◆ WHAT TO WORK ON:
Which lines fall between the line holding "Write the React, TypeScript" and the line holding "string; checked?: boolean;", inclusive? Retype them exactly, without the pictures, and add nothing else.

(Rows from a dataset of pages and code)
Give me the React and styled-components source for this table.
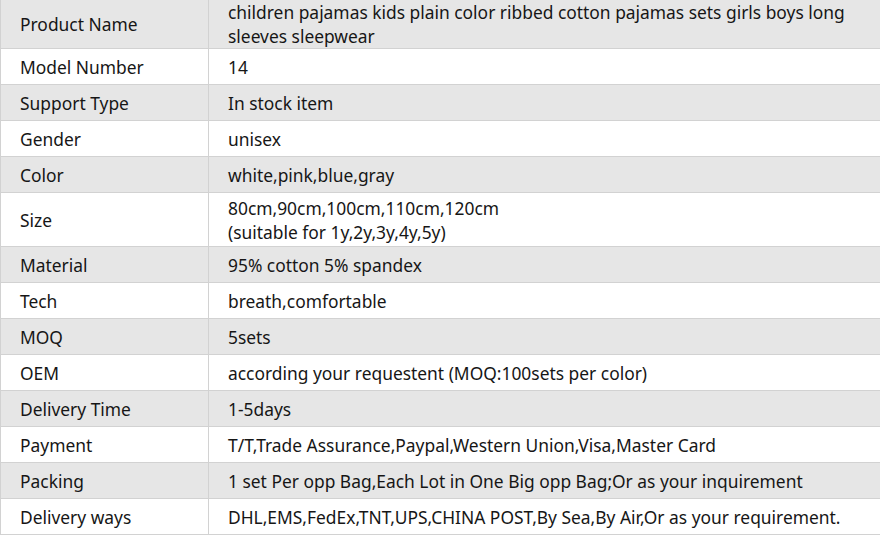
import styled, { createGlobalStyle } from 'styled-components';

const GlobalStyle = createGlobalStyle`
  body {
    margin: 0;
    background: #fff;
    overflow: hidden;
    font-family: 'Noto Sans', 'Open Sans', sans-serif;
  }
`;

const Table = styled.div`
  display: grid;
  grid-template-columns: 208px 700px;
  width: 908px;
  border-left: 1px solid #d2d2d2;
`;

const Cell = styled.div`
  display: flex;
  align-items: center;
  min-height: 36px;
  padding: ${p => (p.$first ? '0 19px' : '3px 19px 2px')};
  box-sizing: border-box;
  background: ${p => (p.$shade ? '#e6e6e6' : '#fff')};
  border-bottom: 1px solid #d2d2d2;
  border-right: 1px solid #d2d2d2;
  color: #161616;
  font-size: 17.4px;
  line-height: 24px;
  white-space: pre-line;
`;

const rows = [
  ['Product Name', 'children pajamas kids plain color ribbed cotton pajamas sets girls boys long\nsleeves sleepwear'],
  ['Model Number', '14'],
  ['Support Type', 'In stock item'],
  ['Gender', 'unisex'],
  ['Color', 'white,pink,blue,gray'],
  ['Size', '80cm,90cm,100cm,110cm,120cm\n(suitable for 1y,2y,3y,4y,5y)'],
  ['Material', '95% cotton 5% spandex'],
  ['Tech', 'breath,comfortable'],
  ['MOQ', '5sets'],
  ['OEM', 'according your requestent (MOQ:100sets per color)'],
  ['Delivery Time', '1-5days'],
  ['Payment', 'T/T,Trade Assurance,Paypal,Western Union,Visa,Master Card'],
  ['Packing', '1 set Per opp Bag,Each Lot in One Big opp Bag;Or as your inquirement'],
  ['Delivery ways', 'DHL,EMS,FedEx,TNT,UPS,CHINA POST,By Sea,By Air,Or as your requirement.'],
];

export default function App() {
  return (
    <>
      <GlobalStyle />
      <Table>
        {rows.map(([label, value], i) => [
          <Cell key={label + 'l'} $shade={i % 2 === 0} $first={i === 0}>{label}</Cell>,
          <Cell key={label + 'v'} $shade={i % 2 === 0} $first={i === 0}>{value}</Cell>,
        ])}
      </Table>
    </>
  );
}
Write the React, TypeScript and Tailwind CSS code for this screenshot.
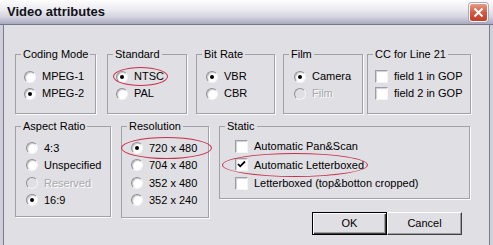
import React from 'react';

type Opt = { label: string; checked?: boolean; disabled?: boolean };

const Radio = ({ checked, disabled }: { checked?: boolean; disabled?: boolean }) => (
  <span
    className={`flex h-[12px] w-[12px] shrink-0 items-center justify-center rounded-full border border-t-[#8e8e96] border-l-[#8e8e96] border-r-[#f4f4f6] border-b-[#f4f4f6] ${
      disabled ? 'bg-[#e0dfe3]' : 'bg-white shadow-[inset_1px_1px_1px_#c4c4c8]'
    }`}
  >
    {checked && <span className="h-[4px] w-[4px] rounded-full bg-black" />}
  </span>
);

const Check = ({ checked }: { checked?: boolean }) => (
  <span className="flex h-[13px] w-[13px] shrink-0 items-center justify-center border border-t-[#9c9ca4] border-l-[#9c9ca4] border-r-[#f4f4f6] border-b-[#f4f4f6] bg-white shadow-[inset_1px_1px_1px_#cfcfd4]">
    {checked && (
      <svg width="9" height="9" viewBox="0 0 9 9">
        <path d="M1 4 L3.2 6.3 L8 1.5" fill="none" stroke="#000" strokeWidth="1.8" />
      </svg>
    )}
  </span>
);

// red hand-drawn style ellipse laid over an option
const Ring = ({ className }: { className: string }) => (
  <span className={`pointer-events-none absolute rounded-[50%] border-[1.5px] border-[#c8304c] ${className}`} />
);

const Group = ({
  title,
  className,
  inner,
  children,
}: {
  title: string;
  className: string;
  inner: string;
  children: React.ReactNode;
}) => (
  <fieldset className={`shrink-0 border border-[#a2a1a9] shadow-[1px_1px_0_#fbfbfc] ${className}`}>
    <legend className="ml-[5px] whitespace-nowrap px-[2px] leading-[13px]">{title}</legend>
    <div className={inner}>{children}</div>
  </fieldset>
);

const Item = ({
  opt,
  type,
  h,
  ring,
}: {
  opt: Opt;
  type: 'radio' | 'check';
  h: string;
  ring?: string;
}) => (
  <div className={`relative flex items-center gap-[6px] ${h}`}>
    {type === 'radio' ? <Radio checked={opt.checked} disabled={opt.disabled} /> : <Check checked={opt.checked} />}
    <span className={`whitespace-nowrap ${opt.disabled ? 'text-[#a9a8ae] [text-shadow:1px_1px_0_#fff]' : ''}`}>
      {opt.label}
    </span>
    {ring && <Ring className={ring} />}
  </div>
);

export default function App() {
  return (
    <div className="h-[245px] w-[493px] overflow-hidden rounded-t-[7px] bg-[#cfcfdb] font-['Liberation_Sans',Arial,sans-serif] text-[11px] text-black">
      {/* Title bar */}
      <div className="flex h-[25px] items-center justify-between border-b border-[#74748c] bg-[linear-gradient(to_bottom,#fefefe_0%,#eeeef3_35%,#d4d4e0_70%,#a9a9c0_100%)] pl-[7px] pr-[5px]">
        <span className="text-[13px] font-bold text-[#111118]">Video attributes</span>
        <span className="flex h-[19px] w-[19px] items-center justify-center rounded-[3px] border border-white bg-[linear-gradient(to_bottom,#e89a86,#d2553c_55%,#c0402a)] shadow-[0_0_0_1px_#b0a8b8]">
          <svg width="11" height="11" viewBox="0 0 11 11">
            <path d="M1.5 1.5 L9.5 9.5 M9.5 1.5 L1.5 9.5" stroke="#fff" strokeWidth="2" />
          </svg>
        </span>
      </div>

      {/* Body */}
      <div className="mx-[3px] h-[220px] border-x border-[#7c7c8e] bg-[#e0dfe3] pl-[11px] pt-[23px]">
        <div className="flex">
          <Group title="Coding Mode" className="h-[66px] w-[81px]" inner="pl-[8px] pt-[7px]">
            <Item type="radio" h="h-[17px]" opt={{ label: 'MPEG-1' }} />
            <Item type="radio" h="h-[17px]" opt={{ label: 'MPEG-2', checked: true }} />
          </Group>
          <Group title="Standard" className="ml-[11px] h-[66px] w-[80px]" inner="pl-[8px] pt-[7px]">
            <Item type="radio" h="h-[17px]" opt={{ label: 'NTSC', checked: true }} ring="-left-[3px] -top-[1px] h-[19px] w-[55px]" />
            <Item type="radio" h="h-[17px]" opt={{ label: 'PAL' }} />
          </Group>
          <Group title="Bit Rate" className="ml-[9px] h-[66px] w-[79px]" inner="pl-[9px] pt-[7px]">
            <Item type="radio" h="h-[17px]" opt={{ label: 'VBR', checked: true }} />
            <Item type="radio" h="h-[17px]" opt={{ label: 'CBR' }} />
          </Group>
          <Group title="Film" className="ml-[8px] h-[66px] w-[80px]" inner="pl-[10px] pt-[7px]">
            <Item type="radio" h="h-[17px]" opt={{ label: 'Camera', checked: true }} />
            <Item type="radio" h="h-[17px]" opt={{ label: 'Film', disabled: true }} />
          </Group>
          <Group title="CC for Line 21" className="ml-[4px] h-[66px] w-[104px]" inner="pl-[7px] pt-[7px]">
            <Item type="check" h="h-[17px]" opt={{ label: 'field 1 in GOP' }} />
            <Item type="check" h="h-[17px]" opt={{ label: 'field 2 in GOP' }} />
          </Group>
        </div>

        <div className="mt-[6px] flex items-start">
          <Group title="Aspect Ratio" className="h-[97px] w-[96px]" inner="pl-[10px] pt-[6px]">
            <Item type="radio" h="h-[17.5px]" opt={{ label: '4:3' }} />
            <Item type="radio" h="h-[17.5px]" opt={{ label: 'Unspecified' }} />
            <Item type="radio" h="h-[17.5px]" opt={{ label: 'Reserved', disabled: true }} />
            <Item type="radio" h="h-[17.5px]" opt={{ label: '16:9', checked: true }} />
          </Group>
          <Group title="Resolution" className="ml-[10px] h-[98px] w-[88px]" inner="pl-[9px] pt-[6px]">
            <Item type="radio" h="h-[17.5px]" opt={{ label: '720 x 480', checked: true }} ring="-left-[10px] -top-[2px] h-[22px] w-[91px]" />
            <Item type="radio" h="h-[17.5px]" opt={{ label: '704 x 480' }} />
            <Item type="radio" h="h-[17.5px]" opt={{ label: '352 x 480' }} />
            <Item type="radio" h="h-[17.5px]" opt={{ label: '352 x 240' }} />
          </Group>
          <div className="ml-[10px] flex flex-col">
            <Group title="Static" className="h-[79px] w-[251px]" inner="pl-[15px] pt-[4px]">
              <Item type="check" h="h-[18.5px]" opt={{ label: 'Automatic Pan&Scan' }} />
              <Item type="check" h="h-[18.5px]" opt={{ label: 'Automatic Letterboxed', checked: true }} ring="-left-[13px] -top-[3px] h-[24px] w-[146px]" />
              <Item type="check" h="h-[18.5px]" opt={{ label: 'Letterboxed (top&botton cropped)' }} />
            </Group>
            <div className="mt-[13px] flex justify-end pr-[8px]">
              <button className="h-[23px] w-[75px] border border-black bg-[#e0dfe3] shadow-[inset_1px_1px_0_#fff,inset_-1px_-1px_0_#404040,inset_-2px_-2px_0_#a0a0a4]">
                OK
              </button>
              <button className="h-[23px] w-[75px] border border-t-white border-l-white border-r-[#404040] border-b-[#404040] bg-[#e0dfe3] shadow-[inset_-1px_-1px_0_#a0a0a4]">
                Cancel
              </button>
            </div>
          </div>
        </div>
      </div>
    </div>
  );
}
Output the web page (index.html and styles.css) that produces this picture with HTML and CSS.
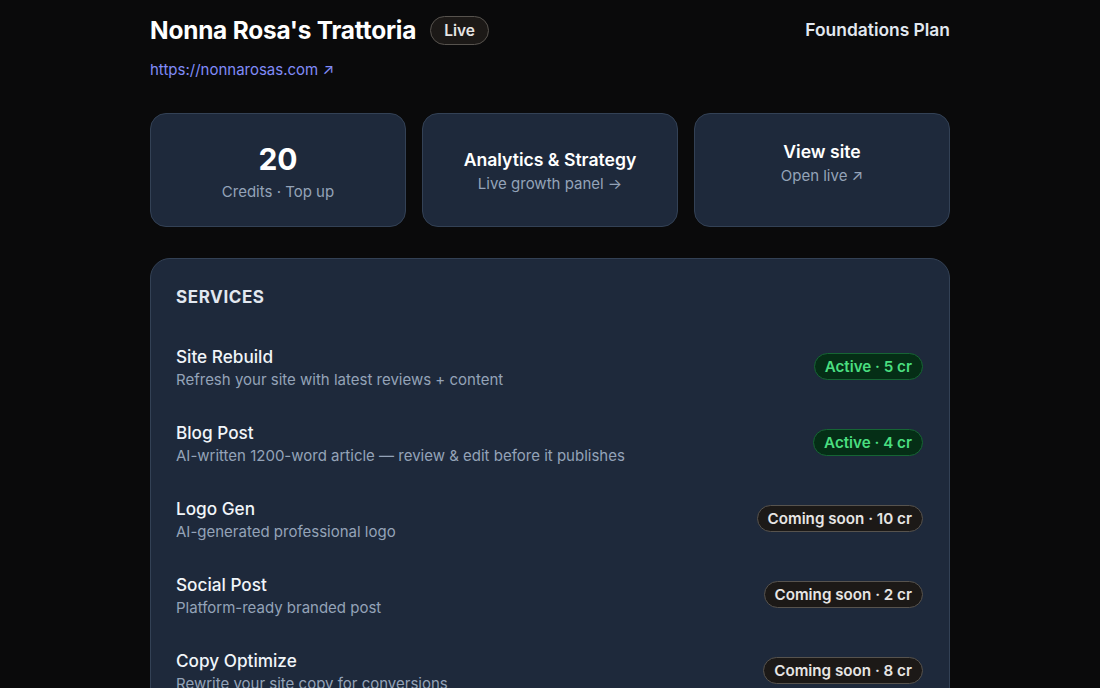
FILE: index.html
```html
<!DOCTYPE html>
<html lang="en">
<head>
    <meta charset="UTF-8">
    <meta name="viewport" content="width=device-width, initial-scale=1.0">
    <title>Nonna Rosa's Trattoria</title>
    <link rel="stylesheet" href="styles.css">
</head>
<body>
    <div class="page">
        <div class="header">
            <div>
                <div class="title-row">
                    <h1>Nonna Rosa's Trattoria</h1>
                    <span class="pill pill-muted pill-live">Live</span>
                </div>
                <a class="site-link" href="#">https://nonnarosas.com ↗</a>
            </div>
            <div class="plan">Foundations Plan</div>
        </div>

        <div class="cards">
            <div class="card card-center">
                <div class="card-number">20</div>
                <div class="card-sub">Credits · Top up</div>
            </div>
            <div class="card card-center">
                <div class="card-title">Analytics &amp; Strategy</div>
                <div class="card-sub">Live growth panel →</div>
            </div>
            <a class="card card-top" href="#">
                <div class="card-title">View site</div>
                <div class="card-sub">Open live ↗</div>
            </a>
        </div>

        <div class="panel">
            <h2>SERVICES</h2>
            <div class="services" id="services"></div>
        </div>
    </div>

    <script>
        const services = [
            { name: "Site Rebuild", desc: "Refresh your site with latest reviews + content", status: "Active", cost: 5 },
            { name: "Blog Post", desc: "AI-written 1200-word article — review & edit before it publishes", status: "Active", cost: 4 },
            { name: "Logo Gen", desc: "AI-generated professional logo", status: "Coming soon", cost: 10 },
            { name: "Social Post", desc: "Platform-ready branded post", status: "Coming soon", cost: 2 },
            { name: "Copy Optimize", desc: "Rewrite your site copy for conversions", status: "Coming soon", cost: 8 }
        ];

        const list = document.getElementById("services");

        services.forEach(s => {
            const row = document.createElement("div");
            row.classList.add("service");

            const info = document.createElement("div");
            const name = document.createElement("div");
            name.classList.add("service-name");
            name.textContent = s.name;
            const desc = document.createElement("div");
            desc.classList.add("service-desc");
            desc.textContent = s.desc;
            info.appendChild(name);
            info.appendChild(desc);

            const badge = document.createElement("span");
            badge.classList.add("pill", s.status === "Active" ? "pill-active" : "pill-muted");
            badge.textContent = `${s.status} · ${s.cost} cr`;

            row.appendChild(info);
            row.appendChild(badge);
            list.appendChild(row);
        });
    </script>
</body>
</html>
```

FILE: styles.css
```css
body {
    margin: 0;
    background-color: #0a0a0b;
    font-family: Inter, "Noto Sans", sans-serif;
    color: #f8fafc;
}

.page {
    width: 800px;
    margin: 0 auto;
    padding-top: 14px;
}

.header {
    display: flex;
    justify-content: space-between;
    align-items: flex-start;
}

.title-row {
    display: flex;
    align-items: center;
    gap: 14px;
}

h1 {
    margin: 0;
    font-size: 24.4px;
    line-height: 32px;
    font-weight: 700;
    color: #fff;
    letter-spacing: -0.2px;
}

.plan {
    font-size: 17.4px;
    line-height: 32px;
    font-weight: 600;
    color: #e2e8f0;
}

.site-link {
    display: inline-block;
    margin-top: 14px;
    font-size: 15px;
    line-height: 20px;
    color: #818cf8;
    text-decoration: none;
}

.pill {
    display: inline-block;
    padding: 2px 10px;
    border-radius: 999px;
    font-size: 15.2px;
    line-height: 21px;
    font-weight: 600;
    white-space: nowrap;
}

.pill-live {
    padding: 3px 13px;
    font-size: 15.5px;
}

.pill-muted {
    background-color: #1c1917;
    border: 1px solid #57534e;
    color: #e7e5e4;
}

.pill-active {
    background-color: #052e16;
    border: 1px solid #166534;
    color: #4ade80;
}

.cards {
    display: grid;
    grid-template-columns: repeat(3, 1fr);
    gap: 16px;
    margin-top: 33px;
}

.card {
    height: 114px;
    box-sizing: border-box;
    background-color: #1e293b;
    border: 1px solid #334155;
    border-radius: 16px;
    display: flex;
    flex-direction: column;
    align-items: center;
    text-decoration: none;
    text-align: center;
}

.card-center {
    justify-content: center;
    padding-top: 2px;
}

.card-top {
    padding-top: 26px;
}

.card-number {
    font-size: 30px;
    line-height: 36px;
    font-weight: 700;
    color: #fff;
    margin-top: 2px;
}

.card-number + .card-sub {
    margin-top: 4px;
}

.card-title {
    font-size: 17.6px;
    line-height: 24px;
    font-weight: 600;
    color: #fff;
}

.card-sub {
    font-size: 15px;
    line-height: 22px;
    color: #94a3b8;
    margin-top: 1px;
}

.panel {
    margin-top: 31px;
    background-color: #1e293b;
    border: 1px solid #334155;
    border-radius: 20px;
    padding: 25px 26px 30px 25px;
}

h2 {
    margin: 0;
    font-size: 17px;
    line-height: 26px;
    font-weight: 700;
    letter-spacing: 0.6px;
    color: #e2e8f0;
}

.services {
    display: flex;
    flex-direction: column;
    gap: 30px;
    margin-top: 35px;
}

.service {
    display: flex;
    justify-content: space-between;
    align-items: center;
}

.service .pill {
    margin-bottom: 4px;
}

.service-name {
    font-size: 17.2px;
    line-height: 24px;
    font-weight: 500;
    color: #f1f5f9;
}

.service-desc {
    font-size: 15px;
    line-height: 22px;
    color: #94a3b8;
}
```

◆ ANSWER FOR THIS EXERCISE:
Write the React, TypeScript and Tailwind CSS code for this screenshot.
import React from 'react';

type Opt = { label: string; checked?: boolean; disabled?: boolean };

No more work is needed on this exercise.